= Tsherin Sherpa =

Skipper Rising, 2023 sculpture by Tsherin Sherpa

Tsherin Sherpa (born 1968) is a contemporary artist who was born in Kathmandu, Nepal to a Nepalese mother and a Tibetan father, who was a professional thangka painter. At age 12, Tsherin began his training as a thangka painter under the tutelage of his father, Urgen Dorje. He also attended classes in Buddhist scripture, symbolism, and prayer at the Ka-Nying Shedrub Ling monastery on the outskirts of Kathmandu, along with the young monks. When he was age 17, he received a scholarship to study computer science in Taiwan. After three years in Taiwan, he returned to Nepal, where he worked with his father for eight more years.

In 1998, at age 28, he accepted an invitation from a family friend to visit her in Sausalito, California. He found employment at the Buddhist center in Sebastopol, California as a thangka painter and instructor. While living and working in California, he got a green card and eventually became an American citizen.
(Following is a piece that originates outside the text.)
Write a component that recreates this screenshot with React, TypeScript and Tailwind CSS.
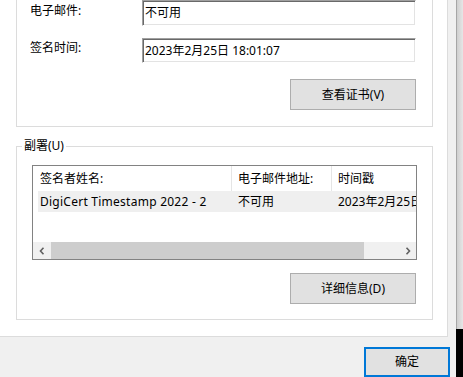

Many of his paintings and sculptures combine traditional Himalayan Buddhist art with contemporary events and pop culture. His religious figures are often painted with designs created by using Photoshop to distort images of the deity Mahakala. This is illustrated in the artist's sculpture, Skipper Rising. The backgrounds of his paintings often contain many small images, especially butterflies, representing the metamorphosis of his immigrant experience.